Com 16 anos e com toneladas de expectativas aos ombros, teve o descaramento de disparar uma negativa. Sem nenhuma certeza quanto aos motivos, muitos foram os rumores a tentar explicar tão insólita circunstância, que o fez abandonar o clube e rumar à Academia George Hagi, na Roménia – a teoria mais aceite, que por acaso é aquela que alavanca dramaticamente toda a sua história, rege-se por diretriz… do coração.
Ao que parece, a sua paixão enquanto adepto do Estrela Vermelha era tão radical que lhe seria impossível representar o rival ao mais alto nível! Natural, então, que tenha saído imediatamente do país rumo à Roménia, onde aguardaria por notícias e contratos melhores na Academia George Hagi.
Esteve ali poucos meses. Os diretores romenos tinham estreitas relações com os responsáveis da AS Roma: Walter Sabatini (homem-forte do futebol romano de 2011 a 2017, responsável pelas contratações de Lamela, Marquinhos, Strootman, Gervinho, De Sanctis, Nainggolan ou Mehdi Benatia) apaixonou-se pelos seus talentos e não descansou enquanto não o trouxe para a capital italiana e o instalou num quarto em Trigoria – centro de treinos dos Giallorossi -, fortemente supervisionado.
Não se precaveu, foi, em primeiro lugar, da influência adamastoresca do seu empresário, o poderoso Fali Ramadani – que, além de grandes exigências bancárias (a AS Roma pagou, até 2018, momento da compra do passe por parte do Marselha, 3,1 milhões de euros em comissões – por um jogador que fez apenas… três jogos pela sua equipa Primavera!) tinha em carteira jogadores como Jovetic ou… Adem Ljajic, craque dos séniores da AS.
Ora, para Adem foi um passatempo interessante tornar Radonjic, o prodígio conterrâneo, no seu protégé dentro do clube – e com ele provocar o caos, num sem número de partidas, situações de comportamentos desviantes e casos de indisciplina, entre os quais as recorrentes noitadas que se transformavam em diretas antes de treinos matinais.
Adem, pelo estatuto, conseguiu manter-se na capital até agosto de 2015, quando foi emprestado ao Inter – já Radonjic apenas teve a paciência dos diretores até… julho de 2014, ou seja, sete meses. Seria “emprestado” (num negócio com muitos ‘ses’) ao Empoli, onde também apenas fez um par de jogos pelos Primaveras, e seguidamente ao Cuckaricki, primodivisionários no país natal.
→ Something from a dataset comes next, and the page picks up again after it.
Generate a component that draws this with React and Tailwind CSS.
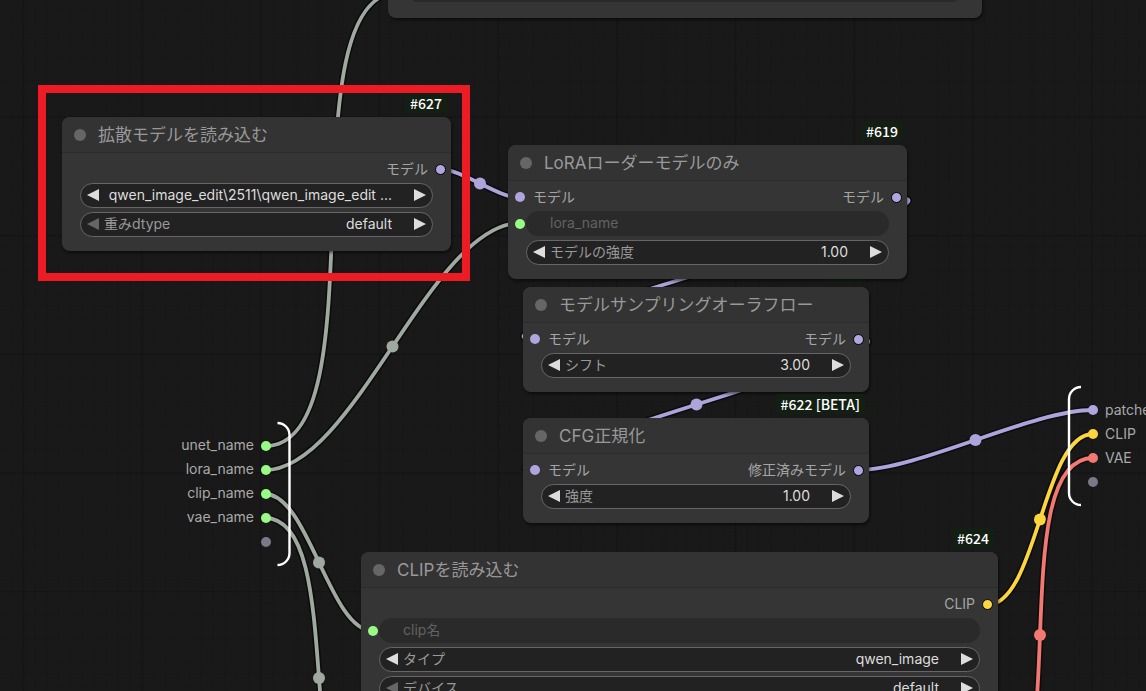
import React, { useId, useState } from 'react';
import clsx from 'clsx';

const COLORS = {
  model: '#aea3db',
  clip: '#fcd53f',
  vae: '#f27871',
  string: '#9fa99f',
};

const links = [
  { from: [265, 446], to: [400, -8], type: 'string' },
  { from: [265, 470], to: [520, 223], type: 'string' },
  { from: [265, 494], to: [373, 631], type: 'string' },
  { from: [265, 518], to: [373, 838], type: 'string' },
  { from: [440, 169], to: [520, 198], type: 'model' },
  { from: [897, 198], to: [535, 339], type: 'model' },
  { from: [858, 339], to: [535, 470], type: 'model' },
  { from: [858, 470], to: [1093, 410], type: 'model' },
  { from: [987, 605], to: [1093, 434], type: 'clip' },
  { from: [987, 812], to: [1093, 458], type: 'vae' },
];

const dotClasses = {
  model: 'bg-[#b1a5df]',
  clip: 'bg-[#fcd53f]',
  vae: 'bg-[#f27871]',
  string: 'bg-[#98fb85]',
  empty: 'bg-[#7b7889]',
};

const Link = ({ from, to, type }) => {
  const [x1, y1] = from;
  const [x2, y2] = to;
  // control points sit a quarter of the distance away from each end
  const offset = Math.hypot(x2 - x1, y2 - y1) * 0.25;
  const d = `M${x1} ${y1} C${x1 + offset} ${y1} ${x2 - offset} ${y2} ${x2} ${y2}`;

  return (
    <g fill="none">
      <path d={d} stroke="#000" strokeOpacity="0.5" strokeWidth="7" />
      <path d={d} stroke={COLORS[type]} strokeWidth="3.8" />
      <circle cx={(x1 + x2) / 2} cy={(y1 + y2) / 2} r="6" fill={COLORS[type]} />
    </g>
  );
};

const CanvasBackground = () => (
  <svg className="absolute inset-0 h-full w-full" aria-hidden="true">
    <defs>
      <pattern id="grid-minor" x="22.6" y="-2.6" width="11.87" height="11.87" patternUnits="userSpaceOnUse">
        <path d="M0.5 0V12M0 0.5H12" stroke="#161616" strokeWidth="0.5" />
      </pattern>
      <pattern id="grid-major" x="22.6" y="-2.6" width="118.7" height="118.7" patternUnits="userSpaceOnUse">
        <path d="M0.8 0V119M0 0.8H119" stroke="#131313" strokeWidth="1.3" />
      </pattern>
    </defs>
    <rect width="100%" height="100%" fill="url(#grid-minor)" />
    <rect width="100%" height="100%" fill="url(#grid-major)" />
    {links.map((link, i) => (
      <Link key={i} {...link} />
    ))}
  </svg>
);

const Dot = ({ type, outlined }) => (
  <span
    className={clsx(
      'block shrink-0 rounded-full',
      dotClasses[type],
      outlined ? 'size-[11px] border border-black' : 'size-[10px]'
    )}
  />
);

const Arrow = ({ left, dim, label, onClick }) => (
  <button type="button" aria-label={label} onClick={onClick} className="shrink-0">
    <svg width="12" height="12" viewBox="0 0 12 12" className={dim ? 'fill-[#666]' : 'fill-[#ddd]'}>
      <path d={left ? 'M12 0V12L0 6Z' : 'M0 0V12L12 6Z'} />
    </svg>
  </button>
);

const Widget = ({ label, value, kind = 'combo', first, name }) => {
  const id = useId();
  const [current, setCurrent] = useState(value);

  const step = (amount) => {
    if (kind === 'number') setCurrent((Number(current) + amount).toFixed(2));
  };

  if (kind === 'linked') {
    return (
      <div className="flex items-center pr-[18px]">
        <span className="flex w-[18px] shrink-0 justify-center pl-1.5">
          <Dot type="string" />
        </span>
        <div className="flex h-[25px] flex-1 items-center rounded-full bg-[#2a2a2a] pb-0.5 pl-6 text-[#626262]">
          <label htmlFor={id}>{label}</label>
          <input id={id} disabled className="min-w-0 flex-1 bg-transparent" />
        </div>
      </div>
    );
  }

  return (
    <div className="px-[18px]">
      <div className="flex h-[25px] items-center rounded-full border border-[#666] bg-[#222] px-1.5 pb-0.5">
        <Arrow left dim={first} label="前へ" onClick={() => step(-0.01)} />
        {label && (
          <label htmlFor={id} className="ml-[5px] shrink-0 text-[#999]">
            {label}
          </label>
        )}
        {kind === 'combo' ? (
          <select
            id={id}
            aria-label={label ? undefined : name}
            defaultValue={value}
            className="mr-[22px] ml-1 min-w-0 flex-1 appearance-none bg-transparent text-right text-[#ddd] outline-none"
          >
            <option>{value}</option>
          </select>
        ) : (
          <input
            id={id}
            value={current}
            onChange={(e) => setCurrent(e.target.value)}
            className="mr-[22px] ml-1 min-w-0 flex-1 bg-transparent text-right text-[#ddd] outline-none"
          />
        )}
        <Arrow label="次へ" onClick={() => step(0.01)} />
      </div>
    </div>
  );
};

const Node = ({ className, title, badge, input, output, outputType = 'model', children }) => (
  <section
    className={clsx(
      'absolute rounded-lg bg-[#353535] pb-3.5 shadow-[1px_2px_3px_rgba(0,0,0,0.5)]',
      className
    )}
  >
    <span className="absolute right-1 bottom-full mb-1 h-5 rounded-xs bg-[#141f14] px-[5px] font-['Noto_Sans_CJK_JP',sans-serif] text-sm leading-5 font-medium whitespace-nowrap text-white">
      {badge}
    </span>
    <header className="flex h-9 items-center gap-3 rounded-t-lg border-b border-[#2c2c2c] bg-[#333] px-3">
      <span className="size-3 shrink-0 rounded-full bg-[#666]" />
      <h2 className="pt-px text-[17px] whitespace-nowrap text-[#999]">{title}</h2>
    </header>
    <div className="flex h-[30px] items-center pt-0.5 pr-[5px] pl-[7px] text-[#a5a5a5]">
      {input && (
        <div className="flex items-center gap-2">
          <Dot type="model" />
          <span>{input}</span>
        </div>
      )}
      <div className="ml-auto flex items-center gap-[7px]">
        <span>{output}</span>
        <Dot type={outputType} outlined />
      </div>
    </div>
    <div className="flex flex-col gap-1">{children}</div>
  </section>
);

const App = () => {
  const sources = ['unet_name', 'lora_name', 'clip_name', 'vae_name'];
  const results = [
    { name: 'patched', type: 'model' },
    { name: 'CLIP', type: 'clip' },
    { name: 'VAE', type: 'vae' },
  ];

  return (
    <main className="relative h-screen w-full overflow-hidden bg-[#191919] font-[Inter,'Noto_Sans_CJK_JP',sans-serif] text-sm">
      <CanvasBackground />

      {/* bottom edge of the node above */}
      <section className="absolute -top-10 left-[388px] w-[594px] rounded-lg bg-[#353535] px-[18px] pt-[17px] pb-4 shadow-[1px_2px_3px_rgba(0,0,0,0.5)]">
        <div className="h-[25px] rounded-full bg-[#2a2a2a]" />
      </section>

      {/* subgraph inputs */}
      <ul className="absolute top-[434px] left-[180px] flex w-[91px] flex-col text-[#aaa]">
        {sources.map((name) => (
          <li key={name} className="flex h-6 items-center justify-end gap-[7px]">
            <span className="pb-0.5">{name}</span>
            <Dot type="string" />
          </li>
        ))}
        <li className="flex h-6 items-center justify-end">
          <Dot type="empty" />
        </li>
      </ul>
      <svg className="absolute top-[421px] left-[276px]" width="16" height="146" fill="none" stroke="#fff" strokeWidth="2.4">
        <path d="M1.5 2A12 12 0 0 1 13.5 14V132A12 12 0 0 1 1.5 144" />
      </svg>

      {/* subgraph outputs */}
      <svg className="absolute top-[385px] left-[1067px]" width="16" height="122" fill="none" stroke="#fff" strokeWidth="2.4">
        <path d="M14 2A12 12 0 0 0 2 14V108A12 12 0 0 0 14 120" />
      </svg>
      <ul className="absolute top-[398px] left-[1088px] flex flex-col text-[#aaa]">
        {results.map(({ name, type }) => (
          <li key={name} className="flex h-6 items-center gap-[7px]">
            <Dot type={type} />
            <span>{name}</span>
          </li>
        ))}
        <li className="flex h-6 items-center">
          <Dot type="empty" />
        </li>
      </ul>

      <Node
        className="top-[287px] left-[523px] w-[346px]"
        title="モデルサンプリングオーラフロー"
        badge="#621"
        input="モデル"
        output="モデル"
      >
        <Widget kind="number" label="シフト" value="3.00" />
      </Node>

      <Node
        className="top-[418px] left-[523px] w-[346px]"
        title="CFG正規化"
        badge="#622 [BETA]"
        input="モデル"
        output="修正済みモデル"
      >
        <Widget kind="number" label="強度" value="1.00" />
      </Node>

      <Node
        className="top-[145px] left-[508px] w-[399px]"
        title="LoRAローダーモデルのみ"
        badge="#619"
        input="モデル"
        output="モデル"
      >
        <Widget kind="linked" label="lora_name" />
        <Widget kind="number" label="モデルの強度" value="1.00" />
      </Node>

      <Node
        className="top-[117px] left-[62px] w-[389px]"
        title="拡散モデルを読み込む"
        badge="#627"
        output="モデル"
      >
        <Widget name="モデル名" value="qwen_image_edit\2511\qwen_image_edit ..." />
        <Widget label="重みdtype" value="default" first />
      </Node>

      <Node
        className="top-[552px] left-[361px] w-[637px]"
        title="CLIPを読み込む"
        badge="#624"
        output="CLIP"
        outputType="clip"
      >
        <Widget kind="linked" label="clip名" />
        <Widget label="タイプ" value="qwen_image" />
        <Widget label="デバイス" value="default" first />
      </Node>

      <div className="pointer-events-none absolute top-[85px] left-[38px] h-[196px] w-[432px] border-8 border-[#ed1c24]" />
    </main>
  );
};

export default App;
Foi aí que começou a encarrilar, a demonstrar o porquê de tanto dinheiro investido em si e tanto falatório à sua volta. Uma época (27 jogos e quatro golos) chegariam para o Estrela Vermelha avançar para a compra do seu passe. É aqui que a teoria da sua recusa aos 16 anos bate certo – foi com a camisola vermelha e branca que o voluntarioso extremo ‘explodiu’, acumulando exibições vistosas e preponderantes no sucesso da equipa, ganhando consistência no rendimento individual.
É campeão nacional na primeira temporada, sendo nomeado para o onze da Liga. Na época seguinte ajudaria o mítico campeão europeu de 1991 a voltar à ribalta continental, ao levar a equipa a ultrapassar quatro pré-eliminatórias até à fase de grupos – feito notável tendo em conta que os sérvios não participavam na competição desde a grande conquista.
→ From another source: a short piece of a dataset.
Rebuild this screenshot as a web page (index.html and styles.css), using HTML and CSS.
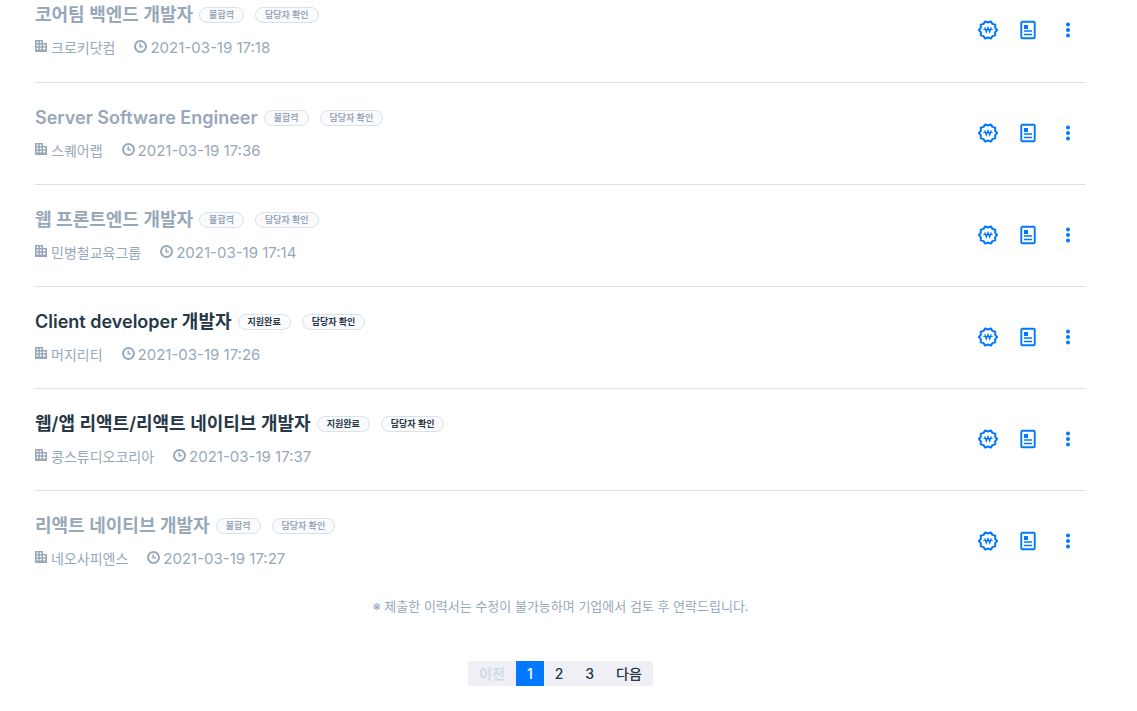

Um interregno de 27 anos terminado pelo talento de Nemanja Radonjic, que com quatro golos nos oito jogos obrigou o Marselha a perder a cabeça , despendendo os supracitados 11 milhões, a única quantia que justificou a saída do ídolo para nova aventura fora-de-portas.
Se é verdade que nem a estatística nem as avaliações técnicas corroboram qualquer tipo de rendimento superlativo em três anos de França, é também óbvio a constatação de uma quase crónica falta de estabilidade do clube nestas últimas temporadas – a que mais próxima teve do sucesso foi a comandada por André Villas Boas, que levou os marselheses a um segundo lugar na Ligue I.
Meta inatingível na preparação daquela temporada e que se viu depois o porquê, com a complicada prestação na Champions League consequente (seis derrotas em seis jogos, que perfizeram um recorde de 13 derrotas consecutivas na competição) e a saída conturbada do técnico português entre muita contestação e instabilidade dos órgãos diretivos.
Na Luz, Radonjic encontrará outra tranquilidade, não só aquela proporcionada pela capacidade de trabalho de Jorge Jesus, como a provocada pela qualificação para a prova milionária, feito que reconciliou, em parte, a massa adepta com a equipa.
É num contexto pacífico em termos desportivos – paradoxalmente, tendo em conta a desastrosa época de 2020-21 – que o extremo sérvio chega ao SL Benfica, com reais hipóteses de lutar pela titularidade já que Everton Cebolinha teima em não explanar o potencial demonstrada na etapa sul-americana."